NãO, BEBER UMA TAçA DE VINHO TODOS OS DIAS NãO FAZ BEM

Um dos supostos fatos científicos mais valorizados pelo senso comum é a de que ingerir bebidas alcoólicas regularmente, com moderação, faz mais bem para a saúde do que nunca beber – aquela história dos supostos benefícios de beber uma taça de vinho por dia... Por décadas, estudos parecem validar a ideia. Agora, um novo artigo analisando toda essa bibliografia ousa discordar.

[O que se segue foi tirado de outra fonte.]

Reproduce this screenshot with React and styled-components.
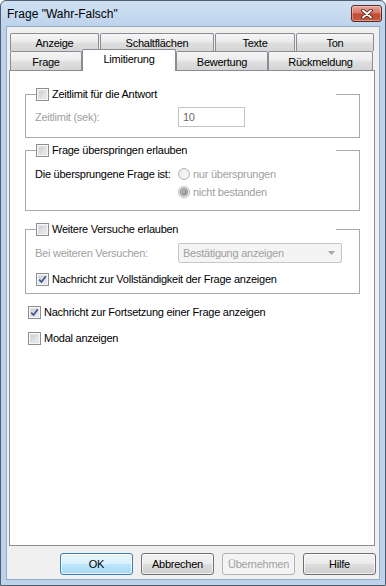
import React from "react";
import styled, { createGlobalStyle } from "styled-components";

const GlobalStyle = createGlobalStyle`
    html, body {
        margin: 0;
        padding: 0;
        background: #ffffff;
    }
    body {
        font-family: "Liberation Sans", Arial, sans-serif;
        font-size: 11px;
        letter-spacing: -0.25px;
        color: #000;
    }
`
const Window = styled.div`
    width: 386px;
    height: 586px;
    box-sizing: border-box;
    border: 1px solid #4f5e70;
    border-radius: 6px 6px 0 0;
    background: linear-gradient(#cfe0f3, #bdd3ec 26px, #bdd3ec);
    display: flex;
    flex-direction: column;
`
const TitleBar = styled.div`
    height: 25px;
    flex-shrink: 0;
    display: flex;
    align-items: center;
    justify-content: space-between;
    padding: 0 3px 0 6px;
`
const Title = styled.div`
    font-size: 12px;
    letter-spacing: 0;
    color: #000;
`
const CloseButton = styled.div`
    width: 31px;
    height: 17px;
    box-sizing: border-box;
    border: 1px solid #5f2a22;
    border-radius: 3px;
    background: linear-gradient(#e8a99c, #d47866 45%, #c24a33 55%, #c95a41);
    box-shadow: inset 0 0 0 1px rgba(255, 255, 255, .35);
    display: flex;
    align-items: center;
    justify-content: center;
`
const Client = styled.div`
    flex: 1;
    margin: 0 5px 5px;
    border: 1px solid #97abc4;
    background: #f0f0f0;
    display: flex;
    flex-direction: column;
    padding: 6px 0 4px;
    min-height: 0;
`
const TabRow = styled.div`
    display: flex;
    align-items: flex-end;
    gap: ${p => p.$gap}px;
    height: ${p => p.$h}px;
    padding-left: 3px;
`
const Tab = styled.div`
    width: ${p => p.$w}px;
    height: ${p => (p.$active ? 22 : p.$h)}px;
    box-sizing: border-box;
    border: 1px solid #898c95;
    border-bottom: none;
    border-radius: 2px 2px 0 0;
    background: ${p => (p.$active ? "#ffffff" : "linear-gradient(#f6f6f6, #ebebeb 45%, #dedede 55%, #d5d5d5)")};
    margin-bottom: ${p => (p.$active ? -1 : 0)}px;
    z-index: ${p => (p.$active ? 2 : 0)};
    display: flex;
    align-items: center;
    justify-content: center;
    padding-top: ${p => (p.$active ? 0 : 1)}px;
    padding-bottom: ${p => (p.$active ? 3 : 0)}px;
`
const Panel = styled.div`
    flex: 1;
    margin: 0 4px 0 2px;
    background: #ffffff;
    border: 1px solid #898c95;
    padding: 16px 14px 0 15px;
    display: flex;
    flex-direction: column;
`
const GroupBox = styled.fieldset`
    margin: ${p => p.$mt}px 0 0;
    padding: ${p => p.$pt}px 9px ${p => p.$pb}px;
    border: 1px solid #a9a9a9;
    min-width: 0;
`
const Legend = styled.legend`
    display: flex;
    align-items: center;
    gap: 3px;
    width: 300px;
    height: 14px;
    padding: 0;
    margin-left: 1px;
    box-sizing: border-box;
`
const FieldGrid = styled.div`
    display: grid;
    grid-template-columns: 143px auto;
    align-items: ${p => p.$align || "center"};
`
const FieldLabel = styled.div`
    color: ${p => (p.$disabled ? "#a0a0a0" : "#000")};
    line-height: 18px;
`
const TextBox = styled.div`
    width: 67px;
    height: 20px;
    box-sizing: border-box;
    border: 1px solid #c3c3c3;
    background: #ffffff;
    color: #6d6d6d;
    padding-left: 4px;
    display: flex;
    align-items: center;
`
const RadioList = styled.div`
    display: flex;
    flex-direction: column;
`
const RadioRow = styled.div`
    height: 18px;
    display: flex;
    align-items: center;
    gap: 3px;
    color: #a0a0a0;
`
const Radio = styled.span`
    width: 12px;
    height: 12px;
    box-sizing: border-box;
    border-radius: 50%;
    border: 1px solid #b8b8b8;
    background: radial-gradient(circle at 60% 60%, #fafafa, #e6e6e6);
    display: flex;
    align-items: center;
    justify-content: center;
    &::after {
        content: "";
        display: ${p => (p.$checked ? "block" : "none")};
        width: 6px;
        height: 6px;
        border-radius: 50%;
        background: radial-gradient(circle at 40% 40%, #b5b5b5, #7f7f7f);
        box-shadow: 0 0 0 1px #9a9a9a;
    }
`
const Select = styled.div`
    width: 164px;
    height: 20px;
    box-sizing: border-box;
    border: 1px solid #c6c6c6;
    border-radius: 2px;
    background: #f4f4f4;
    color: #a0a0a0;
    padding: 0 6px 0 4px;
    display: flex;
    align-items: center;
    justify-content: space-between;
`
const CheckRow = styled.div`
    height: 14px;
    display: flex;
    align-items: center;
    gap: 3px;
    margin: ${p => p.$mt || 0}px 0 0 ${p => p.$ml || 0}px;
`
const Box = styled.span`
    width: 13px;
    height: 13px;
    flex-shrink: 0;
    box-sizing: border-box;
    border: 1px solid #8e8f8f;
    background: linear-gradient(135deg, #c4c8ce, #f4f4f4);
    box-shadow: inset 0 0 0 1px #f7f7f7, inset 0 0 0 2px #e2e3e5;
    display: flex;
    align-items: center;
    justify-content: center;
`
const ButtonRow = styled.div`
    display: flex;
    justify-content: flex-end;
    gap: 8px;
    margin-top: 7px;
    padding-right: 3px;
`
const Button = styled.div`
    width: 73px;
    height: 22px;
    box-sizing: border-box;
    border-radius: 3px;
    display: flex;
    align-items: center;
    justify-content: center;
    border: 1px solid ${p => (p.$variant === "default" ? "#3c7fb1" : p.$variant === "disabled" ? "#b5b2b5" : "#707070")};
    color: ${p => (p.$variant === "disabled" ? "#a0a0a0" : "#000")};
    background: ${p =>
        p.$variant === "default"
            ? "linear-gradient(#eaf6fd, #d9f0fc 50%, #bee6fd 50%, #a7d9f5)"
            : p.$variant === "disabled"
            ? "#f4f4f4"
            : "linear-gradient(#f2f2f2, #ebebeb 50%, #dddddd 50%, #cfcfcf)"};
    box-shadow: inset 0 0 0 1px ${p => (p.$variant === "disabled" ? "#f4f4f4" : "rgba(255, 255, 255, .7)")};
`

function Checkbox({ checked }) {
    return (
        <Box>
            {checked && (
                <svg width="9" height="9" viewBox="0 0 9 9">
                    <path d="M1.2 4.6 L3.5 7 L7.8 1.3" fill="none" stroke="#3f5394" strokeWidth="1.7" />
                </svg>
            )}
        </Box>
    )
}

export default function App() {
    return (
        <>
            <GlobalStyle />
            <Window>
                <TitleBar>
                    <Title>{'Frage "Wahr-Falsch"'}</Title>
                    <CloseButton>
                        <svg width="12" height="10" viewBox="0 0 12 10">
                            <path d="M2 1.5 L10 8.5 M10 1.5 L2 8.5" stroke="#4a1a12" strokeWidth="3.6" strokeLinecap="round" />
                            <path d="M2 1.5 L10 8.5 M10 1.5 L2 8.5" stroke="#ffffff" strokeWidth="2" strokeLinecap="round" />
                        </svg>
                    </CloseButton>
                </TitleBar>
                <Client>
                    <TabRow $h={18} $gap={1}>
                        <Tab $w={89} $h={18}>Anzeige</Tab>
                        <Tab $w={114} $h={18}>Schaltflächen</Tab>
                        <Tab $w={80} $h={18}>Texte</Tab>
                        <Tab $w={78} $h={18}>Ton</Tab>
                    </TabRow>
                    <TabRow $h={19} $gap={0}>
                        <Tab $w={72} $h={19}>Frage</Tab>
                        <Tab $w={94} $active>Limitierung</Tab>
                        <Tab $w={92} $h={19}>Bewertung</Tab>
                        <Tab $w={105} $h={19}>Rückmeldung</Tab>
                    </TabRow>
                    <Panel>
                        <GroupBox $mt={0} $pt={6} $pb={10}>
                            <Legend>
                                <Checkbox />
                                Zeitlimit für die Antwort
                            </Legend>
                            <FieldGrid>
                                <FieldLabel $disabled>Zeitlimit (sek):</FieldLabel>
                                <TextBox>10</TextBox>
                            </FieldGrid>
                        </GroupBox>
                        <GroupBox $mt={5} $pt={8} $pb={9}>
                            <Legend>
                                <Checkbox />
                                Frage überspringen erlauben
                            </Legend>
                            <FieldGrid $align="start">
                                <FieldLabel>Die übersprungene Frage ist:</FieldLabel>
                                <RadioList>
                                    <RadioRow>
                                        <Radio />
                                        nur übersprungen
                                    </RadioRow>
                                    <RadioRow>
                                        <Radio $checked />
                                        nicht bestanden
                                    </RadioRow>
                                </RadioList>
                            </FieldGrid>
                        </GroupBox>
                        <GroupBox $mt={11} $pt={7} $pb={7}>
                            <Legend>
                                <Checkbox />
                                Weitere Versuche erlauben
                            </Legend>
                            <FieldGrid>
                                <FieldLabel $disabled>Bei weiteren Versuchen:</FieldLabel>
                                <Select>
                                    Bestätigung anzeigen
                                    <svg width="7" height="4" viewBox="0 0 7 4">
                                        <path d="M0 0 L7 0 L3.5 4 Z" fill="#a6a6a6" />
                                    </svg>
                                </Select>
                            </FieldGrid>
                            <CheckRow $mt={9} $ml={1}>
                                <Checkbox checked />
                                Nachricht zur Vollständigkeit der Frage anzeigen
                            </CheckRow>
                        </GroupBox>
                        <CheckRow $mt={11} $ml={3}>
                            <Checkbox checked />
                            Nachricht zur Fortsetzung einer Frage anzeigen
                        </CheckRow>
                        <CheckRow $mt={12} $ml={3}>
                            <Checkbox />
                            Modal anzeigen
                        </CheckRow>
                    </Panel>
                    <ButtonRow>
                        <Button $variant="default">OK</Button>
                        <Button>Abbrechen</Button>
                        <Button $variant="disabled">Übernehmen</Button>
                        <Button>Hilfe</Button>
                    </ButtonRow>
                </Client>
            </Window>
        </>
    )
}
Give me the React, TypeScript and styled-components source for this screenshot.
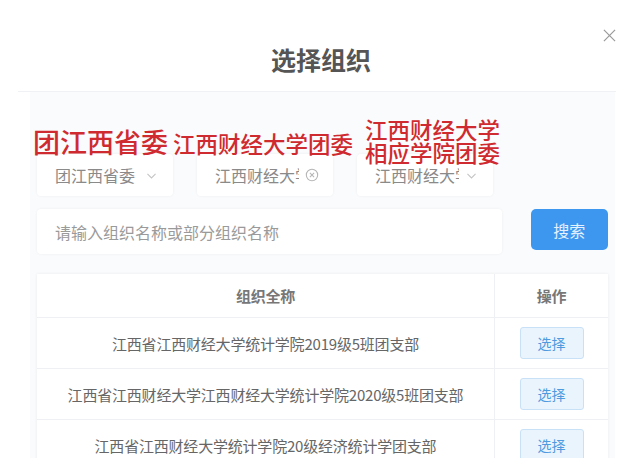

A pesquisa, publicada na revista científica Journal of Studies on Alcohol and Drugs, foi realizada por pesquisadores do Instituto Canadense para Pesquisa do Uso de Substâncias, da Universidade de Victoria, no Canadá. Eles analisaram 107 estudos publicados que tratavam da relação entre os hábitos de consumo de álcool e a longevidade.

Esses estudos observacionais foram conduzidos durante décadas, concluindo que “consumidores moderados tinham taxas menores de certas doenças (como doença arterial coronariana) e vidas mais longas quando comparados aos abstêmios [quem não bebe nunca ou quase nunca]”, explica o pesquisador James Clay, coautor do estudo.

O “paradoxo francês” ajudou a consolidar a ideia de que beber moderadamente é melhor do que não beber. A França tem taxas mais baixas de doenças cardíacas, apesar da dieta alta em gorduras, possivelmente por causa do consumo regular de vinho, segundo essa ideia.

Mas a história não é tão simples assim. Clay explica que todas essas supostas descobertas, agora, estão passando pelo escrutínio científico por causa de defeitos metodológicos em como os estudos foram feitos.

Problemas de design

Vieses ao selecionar os participantes, erros na classificação de quem é abstêmio e quem não é, confusão de fatores de saúde– tudo isso foi encontrado numa análise dos estudos que mostravam as vantagens do consumo regular de álcool.

[Queríamos] revisar sistematicamente e meta-analisar a literatura científica existente”, explica Clay. Traduzindo: a equipe compilou e combinou os resultados de vários estudos sobre o mesmo tópico. Foi assim que o grupo de pesquisadores percebeu que os estudos que ligavam beber a benefícios de saúde tinham sérios problemas de planejamento.

O método científico existe justamente para garantir confiabilidade e estrutura ao conhecimento produzido pelos cientistas. Uma parte importante disso é que novos experimentos, seguindo as regras, podem mostrar que ideias passadas são falsas. O filósofo da ciência Karl Popper chamou isso de falseabilidade: as ideias científicas podem ser provadas como falsas.

“Um estudo bem desenhado minimiza vieses, mede variáveis com precisão e apropriadamente controla fatores que podem confundir. Isso permite resultados mais precisos e mais generalizáveis”, explica Clay. O problema com os estudos que mostravam os benefícios do álcool era que eles não eram maravilhas em termos de design e projeto, levando a “conclusões errôneas” que agora foram mostradas falsas pelo estudo canadense.

Não dá para comparar

O principal problema de projeto com a maioria desses estudos era que eles normalmente focavam em adultos mais velhos, sem levar em conta os hábitos de bebedeira dessas pessoas no decorrer da vida.

Consumidores moderados foram comparados a adultos abstêmios que só viraram abstêmios porque tiveram que parar ou diminuir a ingestão de álcool exatamente porque desenvolveram problemas de saúde. Comparando-os com quem só continuou a beber porque sempre bebeu pouco, os consumidores regulares ficam parecendo muito mais saudáveis, obviamente.

Assim, a análise abrangente de todos os estudos mostrava que os consumidores moderados de álcool tinham um risco 14% menor de morrer durante o período do estudo do que os “abstêmios”.

Agora, em estudos que não consideravam pessoas que bebiam antes como abstêmios e que contaram com a participação de pessoas mais jovens, os benefícios do álcool para uma vida mais longa desapareciam.

Os estudos de mais qualidade científica, então, não mostravam nenhuma relação entre consumo moderado de álcool e uma vida mais longa.

E é importante lembrar que não dá para beber sem risco. O consumo de álcool pode estar associado a aumento no risco de câncer, doença no fígado, problemas psiquiátricos e dependência química.